Sunday, December 30, 2012

Merry (Belated) Christmas!

As New Year approaches, I realized that I completely forgot to wish you all Merry Christmas! I spent Christmas in Kuala Lumpur with Warner, where we enjoyed a delicious Christmas lunch at Al-Amar Lebanese Restaurant. Certainly different from my typical Christmas fare, but it was delicious! We also saw "The Hobbit" in HD 3D. I could do without the 3D, but the HD effects were gorgeous and I thoroughly enjoyed it :) no surprises there!

Christmas lunch!

FOOD WAS SO GOOD

Desserts and fresh fruit - best Baklava I've ever had. I can taste it now just thinking about it
 While in Kuala Lumpur, I met up with Catherine Mock. We went to kindergarten through high school together! I can't believe we both ended up in Malaysia - Catherine is working with a convent to assist at-risk teen girls in their education. She's been there since August and is staying until May, so she was settled in and comfortably living in the outskirts of KL.

She had CHEEZ-ITS and SWISS MISS HOT COCOA!! Oh the things we miss when we travel. We sat and ate and reminisced and talked about our current adventures, and it was thoroughly delightful. I love meeting up with old friends and it was especially nice while spending the holidays half-way around the world.

Catherine and her fellow volunteer
 And of course, I visited the Patronus Towers in the city centre. The views were quite pretty but I didn't go to the top - I got a nice enough view from other buildings.

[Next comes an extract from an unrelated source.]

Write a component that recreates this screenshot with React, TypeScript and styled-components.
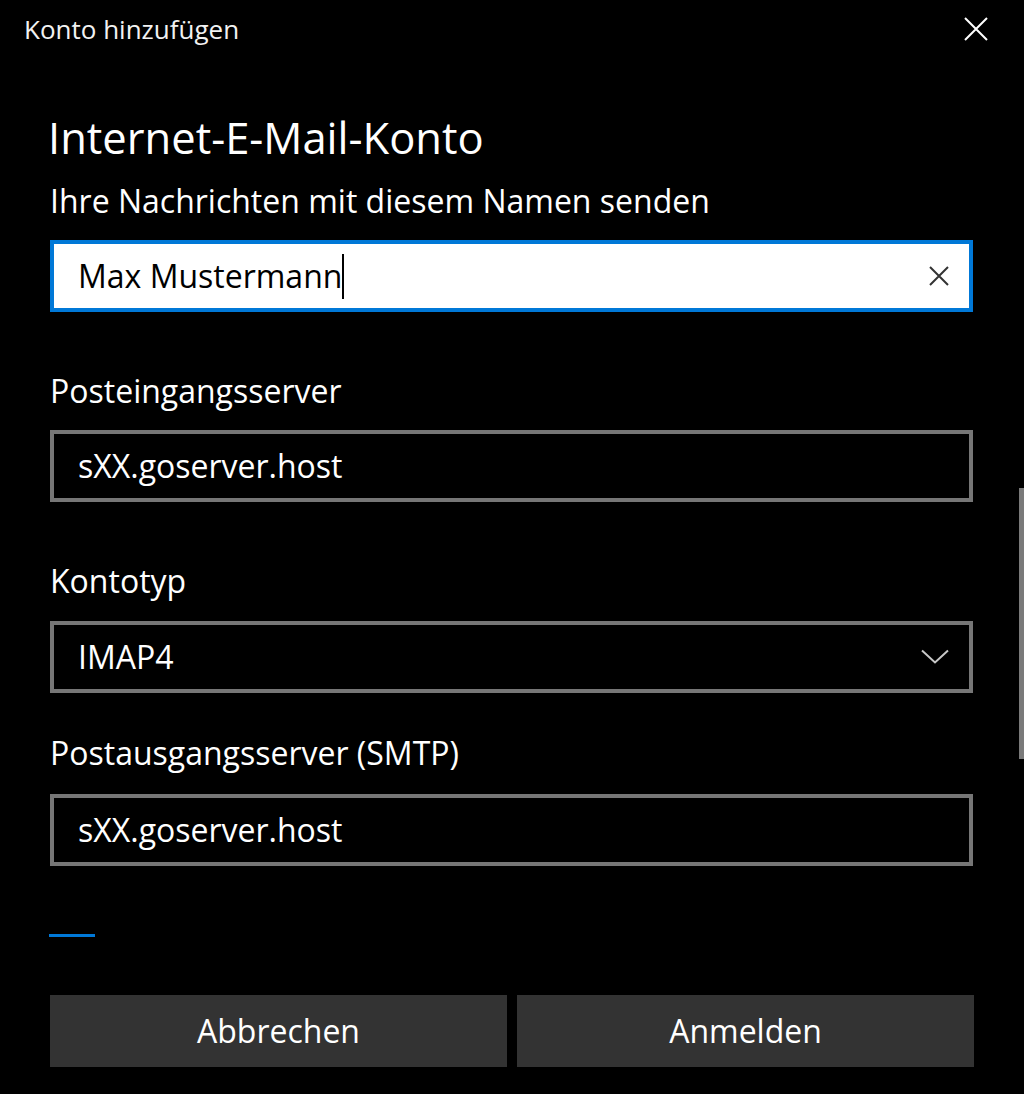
import React from "react";
import styled, { createGlobalStyle } from "styled-components";

const GlobalStyle = createGlobalStyle`
  html, body {
    margin: 0;
    padding: 0;
    background: #000;
  }
  body {
    font-family: "Open Sans", "Noto Sans", "Liberation Sans", sans-serif;
    color: #fff;
  }
  * { box-sizing: border-box; }
`;

const Window = styled.div`
  position: relative;
  width: 1024px;
  height: 1094px;
  background: #000;
  overflow: hidden;
`;

const TitleBar = styled.div`
  height: 58px;
  display: flex;
  align-items: center;
  justify-content: space-between;
  padding: 0 36px 0 24px;
`;

const TitleText = styled.div`
  font-size: 26px;
  line-height: 36px;
  color: #f2f2f2;
`;

const CloseButton = styled.button`
  width: 24px;
  height: 24px;
  padding: 0;
  border: 0;
  background: transparent;
  display: flex;
  align-items: center;
  justify-content: center;
  cursor: pointer;
`;

const Main = styled.div`
  display: flex;
  flex-direction: column;
  padding: 0 51px 0 50px;
`;

const Heading = styled.h1`
  margin: 54px 0 0 -2px;
  font-size: 43.5px;
  line-height: 52px;
  font-weight: 400;
  color: #fff;
`;

const Label = styled.div<{ $top: number }>`
  margin-top: ${(p) => p.$top}px;
  font-size: 32px;
  line-height: 42px;
  color: #fff;
`;

const InputBox = styled.div<{ $top: number; $focused?: boolean }>`
  margin-top: ${(p) => p.$top}px;
  height: 72px;
  display: flex;
  align-items: center;
  justify-content: space-between;
  padding: 0 19px 0 24px;
  border: 4px solid ${(p) => (p.$focused ? "#0078d7" : "#767676")};
  background: ${(p) => (p.$focused ? "#fff" : "#000")};
  color: ${(p) => (p.$focused ? "#000" : "#fff")};
`;

const InputText = styled.span`
  display: flex;
  align-items: center;
  font-size: 32px;
  line-height: 42px;
`;

const Caret = styled.span`
  display: inline-block;
  width: 2px;
  height: 45px;
  margin-left: 0;
  background: #000;
`;

const IconSlot = styled.span`
  display: flex;
  align-items: center;
  justify-content: center;
`;

const LinkBar = styled.div`
  margin-top: 68px;
  width: 46px;
  height: 3px;
  margin-left: -1px;
  background: #0078d7;
`;

const ButtonRow = styled.div`
  margin: 58px -1px 0 0;
  display: grid;
  grid-template-columns: 1fr 1fr;
  gap: 10px;
`;

const Button = styled.button`
  height: 72px;
  border: 0;
  background: #333;
  color: #fff;
  font-family: inherit;
  font-size: 32px;
  line-height: 42px;
  padding: 0;
  cursor: pointer;
`;

const ScrollThumb = styled.div`
  position: absolute;
  right: 0;
  top: 488px;
  width: 5px;
  height: 271px;
  background: #7a7a7a;
`;

export default function App() {
  return (
    <Window>
      <GlobalStyle />
      <TitleBar>
        <TitleText>Konto hinzufügen</TitleText>
        <CloseButton aria-label="Schließen">
          <svg width="24" height="24" viewBox="0 0 24 24">
            <path d="M1 1 L23 23 M23 1 L1 23" stroke="#fff" strokeWidth="2" fill="none" />
          </svg>
        </CloseButton>
      </TitleBar>
      <Main>
        <Heading>Internet-E-Mail-Konto</Heading>
        <Label $top={16}>Ihre Nachrichten mit diesem Namen senden</Label>
        <InputBox $top={18} $focused>
          <InputText>
            Max Mustermann
            <Caret />
          </InputText>
          <IconSlot>
            <svg width="22" height="22" viewBox="0 0 22 22">
              <path d="M2 2 L20 20 M20 2 L2 20" stroke="#333" strokeWidth="2" fill="none" />
            </svg>
          </IconSlot>
        </InputBox>

        <Label $top={58}>Posteingangsserver</Label>
        <InputBox $top={18}>
          <InputText>sXX.goserver.host</InputText>
        </InputBox>

        <Label $top={58}>Kontotyp</Label>
        <InputBox $top={19}>
          <InputText>IMAP4</InputText>
          <IconSlot>
            <svg width="30" height="16" viewBox="0 0 30 16">
              <path d="M2 1.5 L15 13.5 L28 1.5" stroke="#c8c8c8" strokeWidth="2" fill="none" />
            </svg>
          </IconSlot>
        </InputBox>

        <Label $top={39}>Postausgangsserver (SMTP)</Label>
        <InputBox $top={20}>
          <InputText>sXX.goserver.host</InputText>
        </InputBox>

        <LinkBar />

        <ButtonRow>
          <Button>Abbrechen</Button>
          <Button>Anmelden</Button>
        </ButtonRow>
      </Main>
      <ScrollThumb />
    </Window>
  );
}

I'm now back in Thailand and have worked several days with one of the dive shops in Khao Lak. I'll also be working for Wicked on a 3-day trip to the Surin Islands starting Jan 2nd as well (at least that's the current plan), so my employment options have been decent! It's rare to work every day (and honestly, I'm not sure I'd want to) but overall life is amazing. I have a LOT to be thankful for and this past year has been truly amazing. What a wonderful holiday season!

Monday, December 24, 2012

Malaysia - Penang & ALL the Street Food

Warner, my good friend from Stanford, and I made it safely to Penang. We had a wonderful 2.5 days exploring Georgetown, on the Northeast coast of the island, and the Penang National Forest just to the west. The weather was hot and humid (as always) and it sprinkled a few times, but we lucked out with gorgeous weather at the National Park and had a wonderful day at the beach. Warner has been living in Hong Kong for the last year but hadn't made it to Malaysia yet, so it was both of our first times in Malaysia.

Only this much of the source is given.